An example file is the following:
gsiftp://storage01.lcg.cscs.ch//pnfs/lcg.cscs.ch/cms/trivcat/store/user/jpata/tth/Sep29_v1/ttHTobb_M125_13TeV_powheg_pythia8/Sep29_v1/161003_055207/0000/tree_973.root gsiftp://t3se01.psi.ch//pnfs/psi.ch/cms/trivcat/store/user/jpata/tth/Sep29_v1/ttHTobb_M125_13TeV_powheg_pythia8/Sep29_v1/161003_055207/0000/tree_973.root
gsiftp://storage01.lcg.cscs.ch//pnfs/lcg.cscs.ch/cms/trivcat/store/user/jpata/tth/Sep29_v1/ttHTobb_M125_13TeV_powheg_pythia8/Sep29_v1/161003_055207/0000/tree_981.root gsiftp://t3se01.psi.ch//pnfs/psi.ch/cms/trivcat/store/user/jpata/tth/Sep29_v1/ttHTobb_M125_13TeV_powheg_pythia8/Sep29_v1/161003_055207/0000/tree_981.root
Then, you can submit the transfer with
$ fts-transfer-submit -s https://fts3-pilot.cern.ch:8446 -f files.txt
a360e11e-ab3b-11e6-8fe7-02163e00a39b
You will get back an ID string, which you can use to monitor your transfer on the site
https://fts3-pilot.cern.ch:8449/fts3/ftsmon/#
The transfer will proceed in parallel, you can also specify resubmission options for failed jobs.

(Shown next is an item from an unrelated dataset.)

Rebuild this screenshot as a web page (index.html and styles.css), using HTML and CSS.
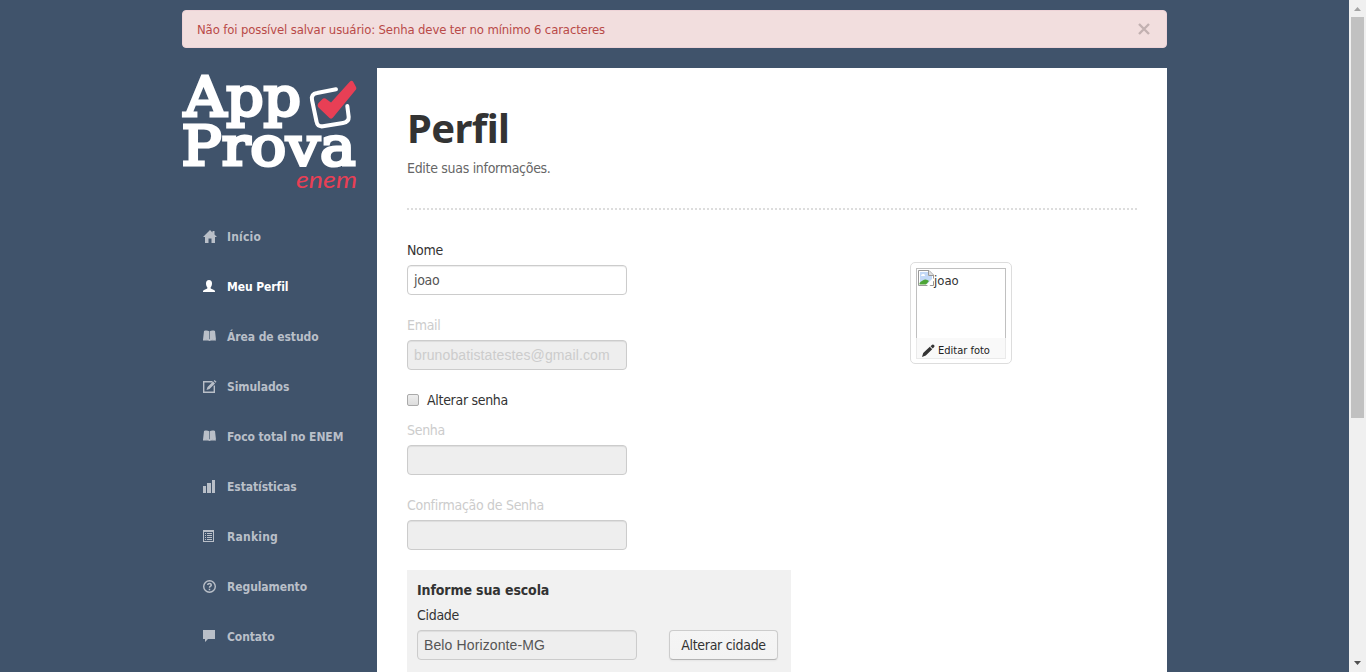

The site prefixes can typically be found out from existing transfer logs on the grid or by inspecting the files in
/cvmfs/cms.cern.ch/SITECONF/T2_CH_CSCS/JobConfig/site-local-config.xml
/cvmfs/cms.cern.ch/SITECONF/T2_CH_CSCS/PhEDEx/storage.xml
Some useful examples are below:
gsiftp://storage01.lcg.cscs.ch//pnfs/lcg.cscs.ch/cms/trivcat
gsiftp://t3se01.psi.ch//pnfs/psi.ch/cms/trivcat
gsiftp://eoscmsftp.cern.ch//eos/cms/
Job Stageout from other remote sites
You can try to stageout your CRAB3 Job outputs directly a T3_CH_PSI but if these transfers will get too slow and/or unreliable than stageout first at T2_CH_CSCS and afterwards copy your files at T3_CH_PSI by the Leonardo Sala's
data_replica.py
or whatever else Grid tool able to transfers files in parallel between 2 sites.